Anne Heche, more known for her high profile affair with Ellen DeGeneres and her subsequent nervous breakdown—when she stumbled into a modest East L.A. home, proclaimed herself the second coming of Christ, and discussed the impending arrival of her alien friends—than for her acting roles, might seem a Hollywood hanger-on to some. No one could deny, however, that Heche’s life—riddled with childhood abuse, lesbianism, and insanity—holds a lurid fascination. Presumably, Heche’s recent memoir Call Me Crazy is meant to capitalize on this appeal.
Those looking for light entertainment in Heche’s autobiography, however, will not find it. The book foregoes celebrity gossip, barely mentions Ellen, and is noticeably short on salacious details; instead, Heche tackles the subject of her life with seriousness and sincerity. The end result is a rambling, self-interested tale of redemption and healing that resembles an extended session on a psychiatrist’s couch, replete with new-age affirmations and psychobabble. Readers will be hard-pressed to find any sort of narrative, character development, or style in Heche’s muddle of self-discovery. Nevertheless, her book is raw, seemingly uncensored, and troubling in its exploration of the harm caused by childhood abuse.

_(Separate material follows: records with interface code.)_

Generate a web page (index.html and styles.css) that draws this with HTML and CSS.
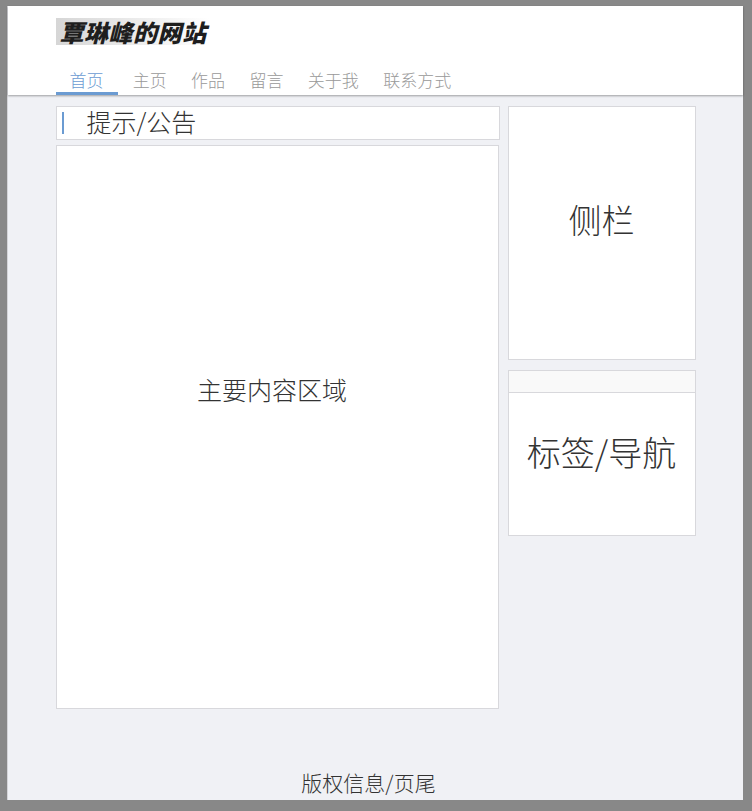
FILE: index.html
```html
<!DOCTYPE html>
<html lang="zh-CN">
<head>
    <meta charset="UTF-8">
    <meta name="viewport" content="width=device-width, initial-scale=1.0">
    <title>覃琳峰的网站</title>
    <link rel="stylesheet" href="styles.css">
</head>
<body>
<div class="page">
    <div class="header">
        <div class="wrap">
            <h1 class="logo">覃琳峰的网站</h1>
            <div class="nav">
                <a href="#" class="active">首页</a>
                <a href="#">主页</a>
                <a href="#">作品</a>
                <a href="#">留言</a>
                <a href="#">关于我</a>
                <a href="#">联系方式</a>
            </div>
        </div>
    </div>
    <div class="wrap content">
        <div class="left">
            <div class="notice">提示/公告</div>
            <div class="main-box">主要内容区域</div>
        </div>
        <div class="right">
            <div class="side-box">侧栏</div>
            <div class="tag-box">
                <div class="tag-head"></div>
                <div class="tag-body">标签/导航</div>
            </div>
        </div>
    </div>
    <div class="footer">版权信息/页尾</div>
</div>
</body>
</html>
```

FILE: styles.css
```css
body {
    margin: 0;
    padding: 6px 9px 11px 7px;
    background-color: #888;
    font-family: "Noto Sans CJK SC", "Noto Sans", sans-serif;
    font-weight: 300;
    color: #333;
}
.page {
    height: 794px;
    background-color: #f0f1f5;
    display: flex;
    flex-direction: column;
    border-left: 1px solid #d4d4d8;
    box-sizing: border-box;
}
.wrap {
    width: 640px;
    margin: 0 auto;
}
.header {
    background-color: #fff;
    padding-top: 12px;
    box-shadow: 0 1px 2px rgba(0, 0, 0, 0.35);
    position: relative;
}
.logo {
    display: block;
    width: fit-content;
    margin: 0;
    padding: 0 2px 0 4px;
    font-size: 24px;
    line-height: 27px;
    letter-spacing: 0.5px;
    font-weight: 900;
    font-style: italic;
    color: #1e1e1e;
    background: linear-gradient(to right, #d6d6d6, #fff);
}
.nav {
    display: flex;
    margin-top: 22px;
}
.nav a {
    display: block;
    padding: 0 12.2px;
    font-size: 17px;
    line-height: 25px;
    color: #999;
    text-decoration: none;
    border-bottom: 3px solid transparent;
}
.nav a.active {
    padding: 0 14px;
    margin-right: 3px;
    color: #6b9bd2;
    border-bottom-color: #6b9bd2;
}
.content {
    display: flex;
    gap: 8px;
    padding-top: 11px;
}
.left {
    width: 444px;
    display: flex;
    flex-direction: column;
    gap: 5px;
}
.notice {
    height: 34px;
    box-sizing: border-box;
    background-color: #fff;
    border: 1px solid #d8d8dc;
    display: flex;
    align-items: center;
    font-size: 25px;
    padding: 0 0 4px 30px;
    position: relative;
}
.notice::before {
    content: "";
    position: absolute;
    left: 5px;
    top: 5px;
    width: 2px;
    height: 22px;
    background-color: #6b9bd2;
}
.main-box {
    width: 443px;
    height: 564px;
    box-sizing: border-box;
    background-color: #fff;
    border: 1px solid #d8d8dc;
    font-size: 25px;
    text-align: center;
    padding: 225px 10px 0 0;
}
.right {
    width: 188px;
    display: flex;
    flex-direction: column;
    gap: 10px;
}
.side-box {
    height: 254px;
    box-sizing: border-box;
    background-color: #fff;
    border: 1px solid #d8d8dc;
    font-size: 33px;
    text-align: center;
    padding-top: 88px;
}
.tag-box {
    height: 166px;
    box-sizing: border-box;
    background-color: #fff;
    border: 1px solid #d8d8dc;
}
.tag-head {
    height: 21px;
    background-color: #f9f9f9;
    border-bottom: 1px solid #d8d8dc;
}
.tag-body {
    font-size: 34px;
    text-align: center;
    padding-top: 34px;
}
.footer {
    margin-top: auto;
    padding: 0 14px 4px 0;
    line-height: 28px;
    font-size: 21px;
    text-align: center;
}
```
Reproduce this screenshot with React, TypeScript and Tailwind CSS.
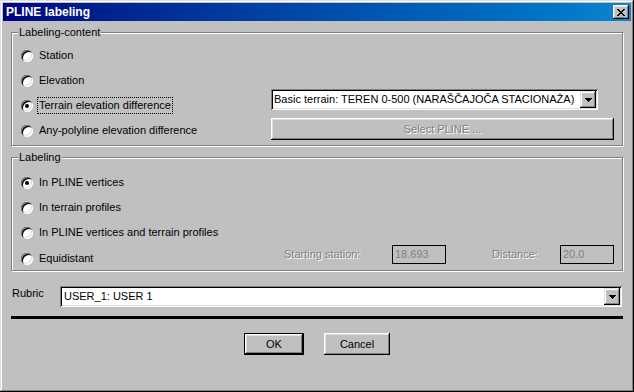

Anne Heche was born into a dysfunctional family, to say the least. Her father sexually molested her throughout her childhood, and she contracted herpes from him. Her mother, a zealous Christian, instructed her in shame, guilt, and denial. The early portion of the book is about Heche’s childhood. She writes:
My mother’s father was dying and she spent most of her days crying. Dad was off all the time and our money was on a tight line. Nothing was coming in, which was something close to sin; the children were crabby, my herpes were scabby. We were all getting sick, the walls of denial so thick. It was bad and getting worse and things stolen from Mom’s purse; it was all crashing down, there was no smile only frown. It was all stinking bad and we were all really sad . . .
Horrendous rhyme scheme aside, Heche’s descriptions of her childhood are unnerving. Fortunately for her, she managed to escape her familial home at a young age to join the cast of the soap opera Another World.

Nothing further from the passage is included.